Question

How do you find the domain of the function P(x) = 10^x^2 + log(1-2x)

Answer 1

since there is a logarithm in it; you have to limit the domain of "x" to values that make (1-2x)>0. Logarithms never reach 0 nor do they go negative so those values are meaningless.

1-2x>0
1>0+2x
1>2x
1>x flip it the whole thing around to read it easier and we get:

x<1

Answer 2

hit the wrong button lol

x< (1/2)

Answer 3

so the domain is 1/2?

Answer 4

the domain is {x|x<(1/2)} in other words. x can be any value that is less than (1/2)

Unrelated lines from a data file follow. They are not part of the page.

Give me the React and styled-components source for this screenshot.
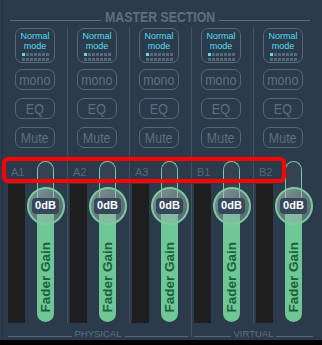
import React from "react";
import styled, { createGlobalStyle } from "styled-components";

const BG = "#2c3b4b";
const DIVIDER = "#405264";
const BORDER = "#55677a";
const GREY_TEXT = "#5d6f80";
const CYAN = "#55dbf2";
const GREEN = "#6fc696";
const GREEN_LINE = "#78cb9f";

const Global = createGlobalStyle`
  html, body { margin: 0; padding: 0; background: #000; }
  body { font-family: "Liberation Sans", Arial, sans-serif; }
  * { box-sizing: border-box; }
`;

const Panel = styled.div`
  position: relative;
  width: 322px;
  height: 340px;
  background: ${BG};
  box-shadow: inset 2px 0 0 ${BG}, inset 3px 0 0 #243241;
  display: flex;
  flex-direction: column;
`;

const Header = styled.div`
  height: 27px;
  padding: 8px 12px 0 10px;
  display: flex;
  align-items: flex-start;
  gap: 4px;
`;

const HeaderLine = styled.div`
  flex: 1;
  height: 1px;
  margin-top: 12px;
  background: #5a6c7d;
`;

const TitleBox = styled.div`
  width: 110px;
  white-space: nowrap;
  overflow: visible;
`;

const Title = styled.span`
  display: inline-block;
  font-size: 14.5px;
  line-height: 14px;
  font-weight: bold;
  color: ${GREY_TEXT};
  transform: scaleX(0.85);
  transform-origin: left center;
`;

const ColumnsRow = styled.div`
  display: grid;
  grid-template-columns: repeat(5, 62px);
  padding-left: 5px;
  height: 296px;
`;

const Column = styled.div`
  border-left: 1px solid ${(p) => (p.$first ? "transparent" : DIVIDER)};
  display: flex;
  flex-direction: column;
  align-items: flex-start;
`;

const ModeButton = styled.div`
  margin: 1px 0 0 9px;
  width: 40px;
  height: 35px;
  border: 1.5px solid ${BORDER};
  border-radius: 7px;
  padding-top: 1.5px;
  display: flex;
  flex-direction: column;
  align-items: center;
`;

const ModeLine = styled.div`
  font-size: 9px;
  line-height: 10px;
  height: 10px;
  color: ${CYAN};
  text-align: center;
  white-space: nowrap;
`;

const DotGrid = styled.div`
  margin-top: 2px;
  display: grid;
  grid-template-columns: repeat(7, 3px);
  gap: 2px 1px;
`;

const Dot = styled.div`
  width: 3px;
  height: 3px;
  background: ${(p) => (p.$on ? CYAN : "#56687a")};
`;

const ToggleButton = styled.div`
  margin: ${(p) => p.$gap}px 0 0 9px;
  width: 40px;
  height: 21px;
  border: 1.5px solid ${BORDER};
  border-radius: 7px;
  display: flex;
  align-items: center;
  justify-content: center;
`;

const ToggleText = styled.span`
  display: inline-block;
  font-size: 15px;
  line-height: 15px;
  color: ${GREY_TEXT};
  transform: scaleX(0.83);
  white-space: nowrap;
`;

const StripBody = styled.div`
  margin: 13px 0 0 2px;
  height: 162px;
  display: flex;
  align-items: flex-start;
`;

const MeterCol = styled.div`
  width: 17px;
  display: flex;
  flex-direction: column;
`;

const ChannelLabel = styled.div`
  margin-top: 5px;
  padding-left: 3px;
  font-size: 11px;
  line-height: 12px;
  color: #56687a;
`;

const Meter = styled.div`
  margin-top: 3px;
  height: 142px;
  border-top: 3px solid #343638;
  border-radius: 2px 2px 1px 1px;
  background-color: #101010;
  background-image: radial-gradient(circle, #262626 0.6px, transparent 0.9px);
  background-size: 2px 2px;
`;

const FaderCol = styled.div`
  position: relative;
  margin-left: 12px;
  width: 17px;
  height: 161px;
  display: flex;
  flex-direction: column;
`;

const TrackEmpty = styled.div`
  height: 45px;
  border: 1.5px solid ${GREEN_LINE};
  border-bottom: none;
  border-radius: 9px 9px 0 0;
  background: rgba(255, 255, 255, 0.04);
`;

const TrackFill = styled.div`
  flex: 1;
  background: ${GREEN};
  border-radius: 0 0 9px 9px;
  display: flex;
  justify-content: center;
  align-items: flex-end;
  padding-bottom: 9px;
`;

const FillLabel = styled.span`
  writing-mode: vertical-rl;
  transform: rotate(180deg);
  font-size: 13.5px;
  line-height: 19px;
  font-weight: bold;
  color: #1a6236;
  white-space: nowrap;
`;

const Knob = styled.div`
  position: absolute;
  left: 50%;
  top: 26px;
  width: 38px;
  height: 38px;
  margin-left: -19px;
  border-radius: 50%;
  border: 2px solid ${GREEN_LINE};
  background: linear-gradient(
    135deg,
    rgba(185, 205, 198, 0.58) 0%,
    rgba(160, 182, 176, 0.5) 45%,
    rgba(140, 165, 158, 0.45) 100%
  );
  display: flex;
  align-items: center;
  justify-content: center;
`;

const KnobLabel = styled.div`
  background: #35475a;
  color: #ffffff;
  font-size: 11px;
  line-height: 13px;
  font-weight: bold;
  padding: 1px 3px 2px;
  border-radius: 4px;
`;

const Footer = styled.div`
  display: grid;
  grid-template-columns: 186px 124px;
  padding-left: 5px;
  height: 17px;
`;

const FooterGroup = styled.div`
  height: 14px;
  border-left: 1px solid ${(p) => (p.$divided ? DIVIDER : "transparent")};
  padding: 6px ${(p) => (p.$divided ? 2 : 3)}px 0 2px;
  display: flex;
  align-items: flex-start;
  gap: 3px;
`;

const FooterLine = styled.div`
  flex: 1;
  height: 1px;
  margin-top: 7px;
  background: #55677a;
`;

const FooterText = styled.span`
  font-size: 9.5px;
  line-height: 10px;
  color: ${GREY_TEXT};
  white-space: nowrap;
`;

const Highlight = styled.div`
  position: absolute;
  left: 2px;
  top: 157px;
  width: 284px;
  height: 26px;
  border: 4px solid #ff0000;
  border-radius: 6px;
  pointer-events: none;
`;

const channels = ["A1", "A2", "A3", "B1", "B2"];

function Strip({ name, first }) {
  return (
    <Column $first={first}>
      <ModeButton>
        <ModeLine>Normal</ModeLine>
        <ModeLine>mode</ModeLine>
        <DotGrid>
          {Array.from({ length: 14 }).map((_, i) => (
            <Dot key={i} $on={i === 0} />
          ))}
        </DotGrid>
      </ModeButton>
      <ToggleButton $gap={6}>
        <ToggleText>mono</ToggleText>
      </ToggleButton>
      <ToggleButton $gap={8}>
        <ToggleText>EQ</ToggleText>
      </ToggleButton>
      <ToggleButton $gap={8}>
        <ToggleText>Mute</ToggleText>
      </ToggleButton>
      <StripBody>
        <MeterCol>
          <ChannelLabel>{name}</ChannelLabel>
          <Meter />
        </MeterCol>
        <FaderCol>
          <TrackEmpty />
          <TrackFill>
            <FillLabel>Fader Gain</FillLabel>
          </TrackFill>
          <Knob>
            <KnobLabel>0dB</KnobLabel>
          </Knob>
        </FaderCol>
      </StripBody>
    </Column>
  );
}

export default function App() {
  return (
    <>
      <Global />
      <Panel>
        <Header>
          <HeaderLine />
          <TitleBox>
            <Title>MASTER SECTION</Title>
          </TitleBox>
          <HeaderLine />
        </Header>
        <ColumnsRow>
          {channels.map((c, i) => (
            <Strip key={c} name={c} first={i === 0} />
          ))}
        </ColumnsRow>
        <Footer>
          <FooterGroup>
            <FooterLine />
            <FooterText>PHYSICAL</FooterText>
            <FooterLine />
          </FooterGroup>
          <FooterGroup $divided>
            <FooterLine />
            <FooterText>VIRTUAL</FooterText>
            <FooterLine />
          </FooterGroup>
        </Footer>
        <Highlight />
      </Panel>
    </>
  );
}
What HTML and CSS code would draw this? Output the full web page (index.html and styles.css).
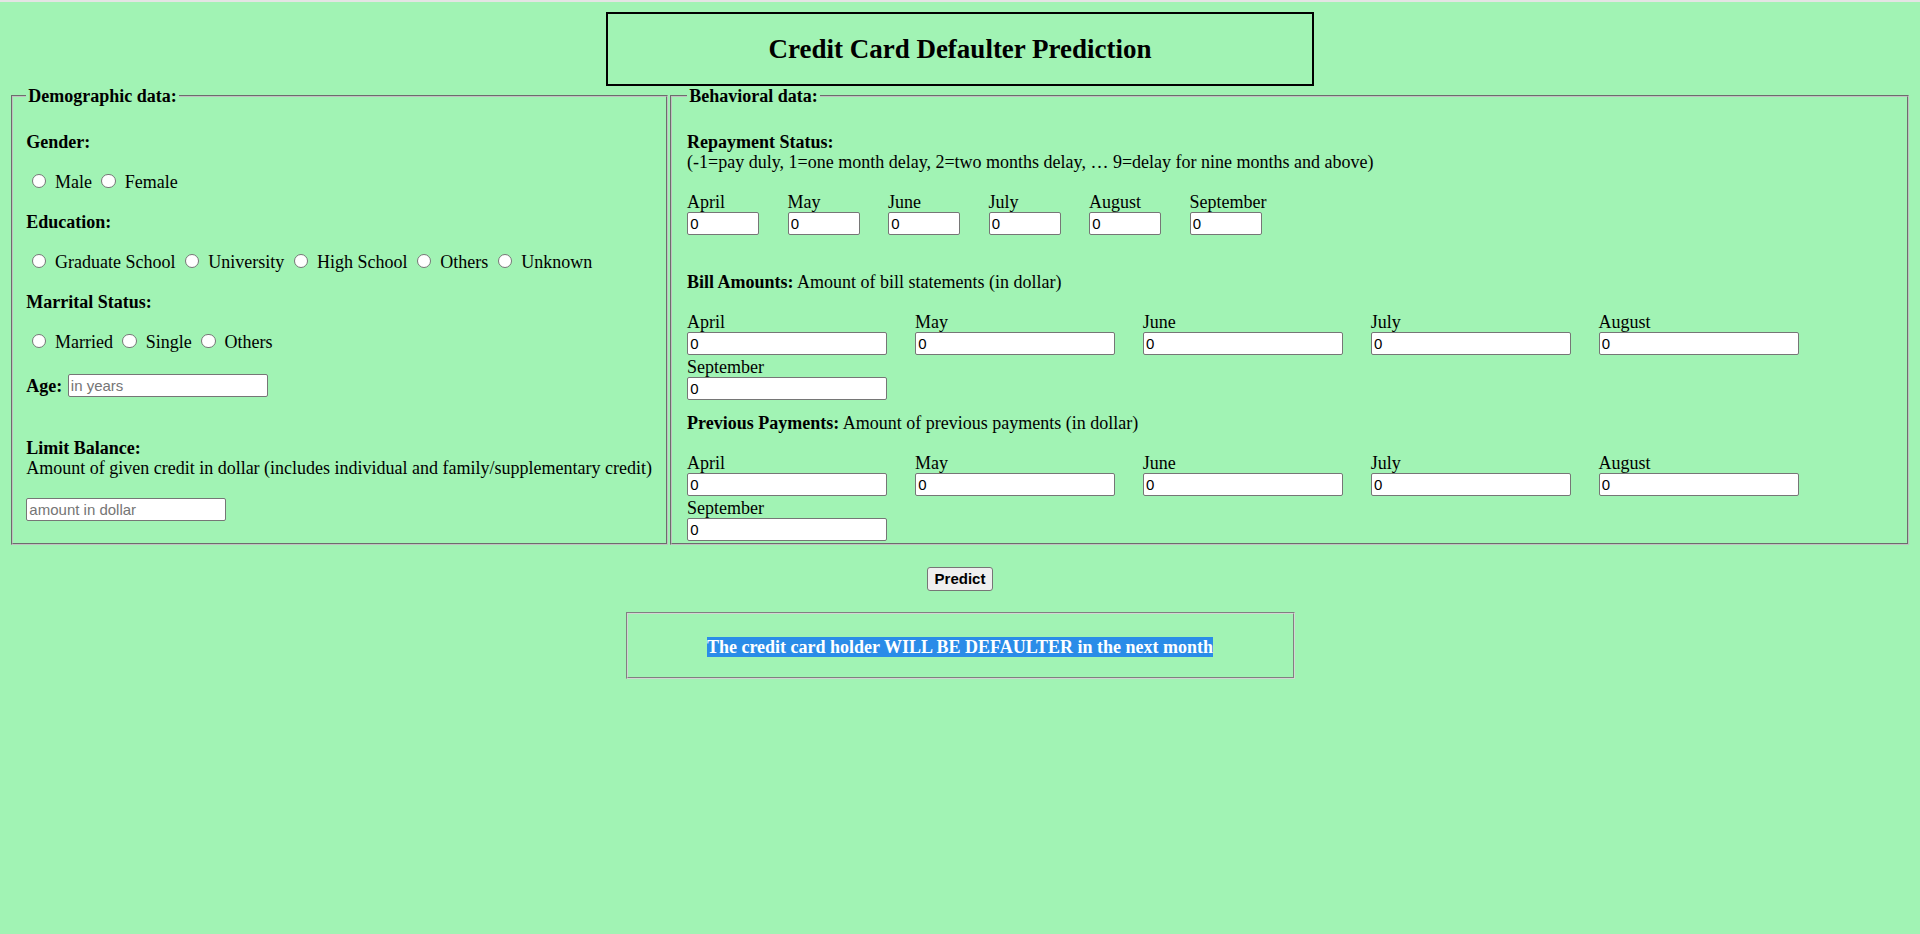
FILE: index.html
```html
<!DOCTYPE html>
<html lang="en">
<head>
<meta charset="utf-8">
<title>Credit Card Defaulter Prediction</title>
<link rel="stylesheet" href="styles.css">
</head>
<body>
<div class="topbar"></div>
<main class="page">
  <h1 class="title">Credit Card Defaulter Prediction</h1>
  <form class="form">
    <div class="sections">
      <fieldset class="group group-demo">
        <legend class="legend">Demographic data:</legend>
        <h4 class="q q-first">Gender:</h4>
        <div class="options">
          <input class="radio" type="radio" name="sex"> Male <input class="radio" type="radio" name="sex"> Female
        </div>
        <h4 class="q">Education:</h4>
        <div class="options">
          <input class="radio" type="radio" name="edu"> Graduate School <input class="radio" type="radio" name="edu"> University <input class="radio" type="radio" name="edu"> High School <input class="radio" type="radio" name="edu"> Others <input class="radio" type="radio" name="edu"> Unknown
        </div>
        <h4 class="q">Marrital Status:</h4>
        <div class="options">
          <input class="radio" type="radio" name="mar"> Married <input class="radio" type="radio" name="mar"> Single <input class="radio" type="radio" name="mar"> Others
        </div>
        <div class="age-row">
          <b>Age:</b>
          <input class="field field-wide" type="text" placeholder="in years">
        </div>
        <p class="desc desc-limit"><b>Limit Balance:</b><br>Amount of given credit in dollar (includes individual and family/supplementary credit)</p>
        <input class="field field-wide field-limit" type="text" placeholder="amount in dollar">
      </fieldset>

      <fieldset class="group group-beh">
        <legend class="legend">Behavioral data:</legend>
        <p class="desc desc-repay"><b>Repayment Status:</b><br>(-1=pay duly, 1=one month delay, 2=two months delay, … 9=delay for nine months and above)</p>
        <div class="months months-small">
          <div class="month"><span class="mlabel">April</span><input class="field field-small" type="text" value="0"></div>
          <div class="month"><span class="mlabel">May</span><input class="field field-small" type="text" value="0"></div>
          <div class="month"><span class="mlabel">June</span><input class="field field-small" type="text" value="0"></div>
          <div class="month"><span class="mlabel">July</span><input class="field field-small" type="text" value="0"></div>
          <div class="month"><span class="mlabel">August</span><input class="field field-small" type="text" value="0"></div>
          <div class="month"><span class="mlabel">September</span><input class="field field-small" type="text" value="0"></div>
        </div>

        <p class="desc desc-bill"><b>Bill Amounts:</b> Amount of bill statements (in dollar)</p>
        <div class="months months-wide months-bill">
          <div class="month"><span class="mlabel">April</span><input class="field field-wide" type="text" value="0"></div>
          <div class="month"><span class="mlabel">May</span><input class="field field-wide" type="text" value="0"></div>
          <div class="month"><span class="mlabel">June</span><input class="field field-wide" type="text" value="0"></div>
          <div class="month"><span class="mlabel">July</span><input class="field field-wide" type="text" value="0"></div>
          <div class="month"><span class="mlabel">August</span><input class="field field-wide" type="text" value="0"></div>
          <div class="month"><span class="mlabel">September</span><input class="field field-wide" type="text" value="0"></div>
        </div>

        <p class="desc desc-prev"><b>Previous Payments:</b> Amount of previous payments (in dollar)</p>
        <div class="months months-wide months-prev">
          <div class="month"><span class="mlabel">April</span><input class="field field-wide" type="text" value="0"></div>
          <div class="month"><span class="mlabel">May</span><input class="field field-wide" type="text" value="0"></div>
          <div class="month"><span class="mlabel">June</span><input class="field field-wide" type="text" value="0"></div>
          <div class="month"><span class="mlabel">July</span><input class="field field-wide" type="text" value="0"></div>
          <div class="month"><span class="mlabel">August</span><input class="field field-wide" type="text" value="0"></div>
          <div class="month"><span class="mlabel">September</span><input class="field field-wide" type="text" value="0"></div>
        </div>
      </fieldset>
    </div>
    <div class="actions">
      <button class="predict" type="button">Predict</button>
    </div>
  </form>
  <div class="result">
    <span class="result-text">The credit card holder WILL BE DEFAULTER in the next month</span>
  </div>
</main>
</body>
</html>
```

FILE: styles.css
```css
* {
  box-sizing: border-box;
}

html,
body {
  margin: 0;
  padding: 0;
}

body {
  background: #a1f3b4;
  font-family: "Liberation Serif", "Times New Roman", serif;
  font-size: 18px;
  color: #000;
}

.topbar {
  height: 2px;
  background: #e4e4e4;
}

.page {
  padding: 0 8.8px;
}

.title {
  width: 708px;
  height: 74px;
  margin: 10.2px auto 0;
  border: 2.2px solid #000;
  display: flex;
  align-items: center;
  justify-content: center;
  font-size: 27px;
  font-weight: bold;
  line-height: 30px;
}

.form {
  margin: 0;
}

.sections {
  display: flex;
  align-items: stretch;
}

.group {
  margin: 0;
  border: 2.2px groove #c0c0c0;
  min-width: 0;
}

.group-demo {
  flex: 0 0 656.7px;
  width: 656.7px;
  margin: 0 2.2px;
  padding: 0 13.2px 2.5px 13.2px;
}

.group-beh {
  flex: 1 1 auto;
  margin: 0 2.2px 0 0;
  padding: 0 13.2px 2.5px 15.2px;
}

.legend {
  padding: 0 2.2px;
  font-weight: bold;
  font-size: 18px;
  line-height: 20.2px;
}

.q {
  margin: 19.1px 0 0;
  font-size: 18px;
  font-weight: bold;
  line-height: 20.2px;
}

.q-first {
  margin-top: 25.2px;
}

.options {
  margin-top: 20.5px;
  line-height: 20.2px;
  white-space: nowrap;
}

.radio {
  -webkit-appearance: none;
  appearance: none;
  display: inline-block;
  width: 14.3px;
  height: 14.3px;
  margin: 0 4.5px 0 5px;
  border: 1px solid #767676;
  border-radius: 50%;
  background: #fff;
  vertical-align: baseline;
}

.radio:first-child {
  margin-left: 5.5px;
}

.age-row {
  display: flex;
  align-items: center;
  gap: 5.5px;
  height: 23px;
  margin-top: 21.8px;
  line-height: 20.2px;
}

.desc {
  margin: 0;
  line-height: 20.2px;
}

.desc-limit {
  margin-top: 40.3px;
}

.field {
  display: block;
  height: 23px;
  padding: 1px 2.2px;
  border: 1px solid #767676;
  border-radius: 2px;
  background: #fff;
  font-family: "Liberation Sans", Arial, sans-serif;
  font-size: 15px;
  color: #000;
}

.field::placeholder {
  color: #757575;
}

.field-wide {
  width: 200px;
}

.field-small {
  width: 72px;
}

.field-limit {
  margin-top: 20px;
}

.desc-repay {
  margin-top: 25.2px;
}

.months {
  display: flex;
  flex-wrap: wrap;
  row-gap: 1.8px;
}

.months-small {
  margin-top: 19.6px;
  column-gap: 28.5px;
}

.months-wide {
  column-gap: 27.9px;
}

.month {
  display: flex;
  flex-direction: column;
}

.mlabel {
  line-height: 20.2px;
  white-space: nowrap;
}

.desc-bill {
  margin-top: 37.6px;
}

.months-bill {
  margin-top: 19px;
}

.desc-prev {
  margin-top: 13.4px;
}

.months-prev {
  margin-top: 19.2px;
}

.actions {
  display: flex;
  justify-content: center;
  margin-top: 21.8px;
}

.predict {
  height: 23.5px;
  padding: 1px 6.6px;
  border: 1px solid #767676;
  border-radius: 3px;
  background: #efefef;
  font-family: "Liberation Sans", Arial, sans-serif;
  font-size: 15px;
  font-weight: bold;
  color: #000;
}

.result {
  width: 669px;
  height: 66.7px;
  margin: 21.5px auto 0;
  padding-top: 2.5px;
  border: 2px groove #d4d4d4;
  display: flex;
  align-items: center;
  justify-content: center;
}

.result-text {
  background: #2a8ce8;
  color: #fff;
  font-weight: bold;
  font-size: 18px;
  line-height: 20.2px;
}
```
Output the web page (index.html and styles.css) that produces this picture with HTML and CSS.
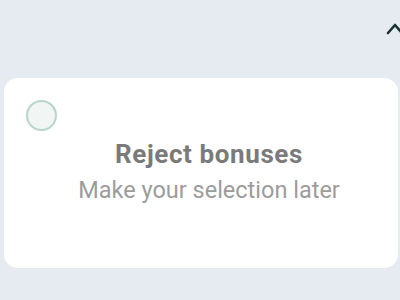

another notation would be (-inf,(1/2))

think about it this way. In order for (1-2x) to be 0 (bad number; BAD number) "x" would have to be (1/2). Anything bigger than this would make (-2)(+number) = a negative number greater than 1.

For instance: 1 - 2(1) = -1. Cant have negatives in the log function!!!

log(-1) is strictly forbidden and is punishable by.... by.... well, something horrible I am sure.

So, anything equal to and over (1/2) has got to be removed from the domain.

That leaves everything less than (1/2) to negative infinity that CAN be used.

Answer 5

Thanks! Do you do anything with 10 to the power of x^2?

Answer 6

10^(x^2) has no limitations. In other words, the input value of an exponential function can be any "real" number and it will output a valid answer.

But, because 10^(x^2) and log(1-2x) are sharing the same values for "x". We have to let log(1-2x) control what we can use as inputs.

A domain tells us what values we can use for inputs in a function. Domain = Inputs.

Make sense?